Smith: Yeah. For me, it feels like home. It feels like [New] Jersey. The way they welcomed me with open arms when I got here, it’s only right for me to return the favor because I feel so connected to them more than any place I’ve been.
We’ve talked about this before, whether who you are as a man really matches the perception of you that’s out there. Not that you’re doing this for reporters to cover it, but how much is something like this a side of you that people don’t know about?
Smith: I mean, this is who I am. At the end of the day, I don’t really do it for the [publicity] and all that. We would have done it anyway. But this is just who I am. It’s how I was raised. My parents instilled this into myself, my brothers. Fortunately I found a fiancée who feels the same type of way. So, this how we grew up.
This time of year in particular, it’s not only cold in Cleveland, but the holidays are coming up. Did that motivate you at all, that feeling? That seems to be when people miss their family the most and maybe lick their wounds the most.
Smith: Absolutely. Because in order to be homeless, at this point you hit rock bottom. Everybody knows that. But you have nobody to turn to, nobody to go to. During the holidays, this is what everybody looks forward to -- family, spending time with the family, Christmas trees, eating dinner at Thanksgiving. I mean, it’s nothing but family. And to be out there on your own in a sense, that’s tough. And to feel like you’re forgotten about or no one really cares about you or something like that, whatever the case may be, that’s tough. And for us, that’s what we wanted to show: You’re not forgotten about. Even though we probably reached maybe 200-300 people today, there’s still millions of people in this situation every single day. And people just walk past every day thinking, ‘Oh my God, there’s a homeless person.’ Or don’t even see them and just keep it pushing. That’s tough.
Making the transition to your Cavs family, do you feel especially a part of things here? And in particular, what has LeBron done for your career as a teammate? It seems like he straight-up always has your back.
Smith: From the time I’ve gotten here, it’s been like that. It’s crazy because you meet people throughout your life and they leave for a certain part of time and then they come back and they can make the biggest impact like somebody who’s been there the whole time. I’ve known ‘Bron since I was 16 years old. From coming here to working out with him and then we’re both in the pros. He had his schedule, I had my schedule, so we lost contact for 12, 11 years, and then you come back in somebody’s life and they just keep making an impact on you as a person, not even as a player. I think that’s huge. Because I’ve had people that have been with me the whole time just leaching on, as opposed to just trying to help you get better as a person, not only as a professional.
After the alleged incident that came out last week, which you and your lawyer denied, do you feel like the Cavs supported you?

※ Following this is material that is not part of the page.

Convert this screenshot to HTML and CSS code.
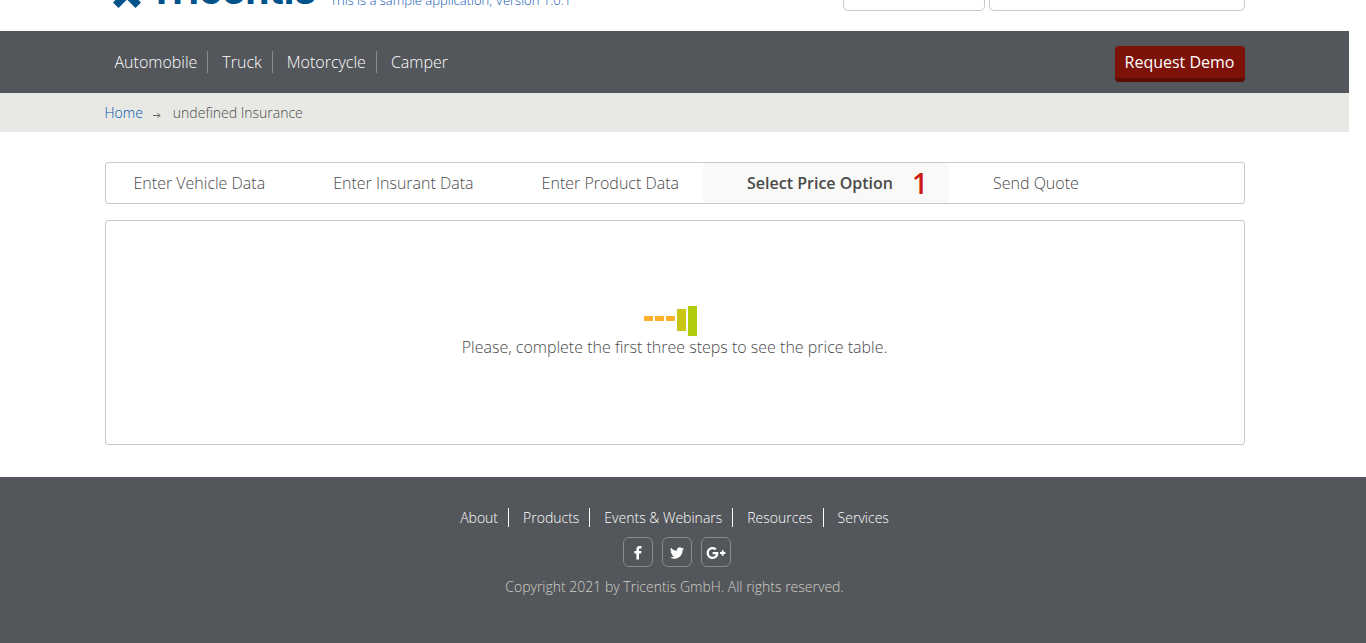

Smith: Yeah, absolutely. I think they had my back 110 percent. Other places that I’ve been, it definitely wouldn’t have gone down like that. And I appreciate them for that because they know what type of person I am. I mean, this is the first place I’ve been where I’ve started off with a clean sheet and they looked at me as the person that walked in the door every single day and has been consistent with them as opposed to whatever everybody else has said that comes along with it. With just that alone, that speaks volumes and I just look at every day as an opportunity to keep living up to that expectation that they have for me, as well as that I have for them. That goes for the players, the organization, the GMs, the coaches, everybody. Even the community. The way they’ve welcomed me, it’s only right for me to return the favor to be that person that I’m supposed to be.
Finally, there was some talk today at shootaround about the Golden State Warriors. You were great from January on when you came to the Cavs but you struggled in the Finals. How much has that weighed on you or stayed with you ever since June, especially seeing what the Warriors are doing now and considering they could very well be the team you have to get through to achieve your team goal this year?
Smith: I hope they are the team. I wouldn’t want it no other way, because we get another chance at it for one and to beat the team that beat you, I think that’s a sweeter feeling. For me, personally, I don’t really look at it as not having the best series or whatever. I mean, I’ve had shots fall against Atlanta in the Eastern Conference finals and there was praise. And then you miss shots and there’s a downfall. So it’s a give-and-take. I wasn’t the only person out there missing. It wasn’t like I was out there playing one-on-five, but it’s cool. I’ll take that. I just got to get better every day.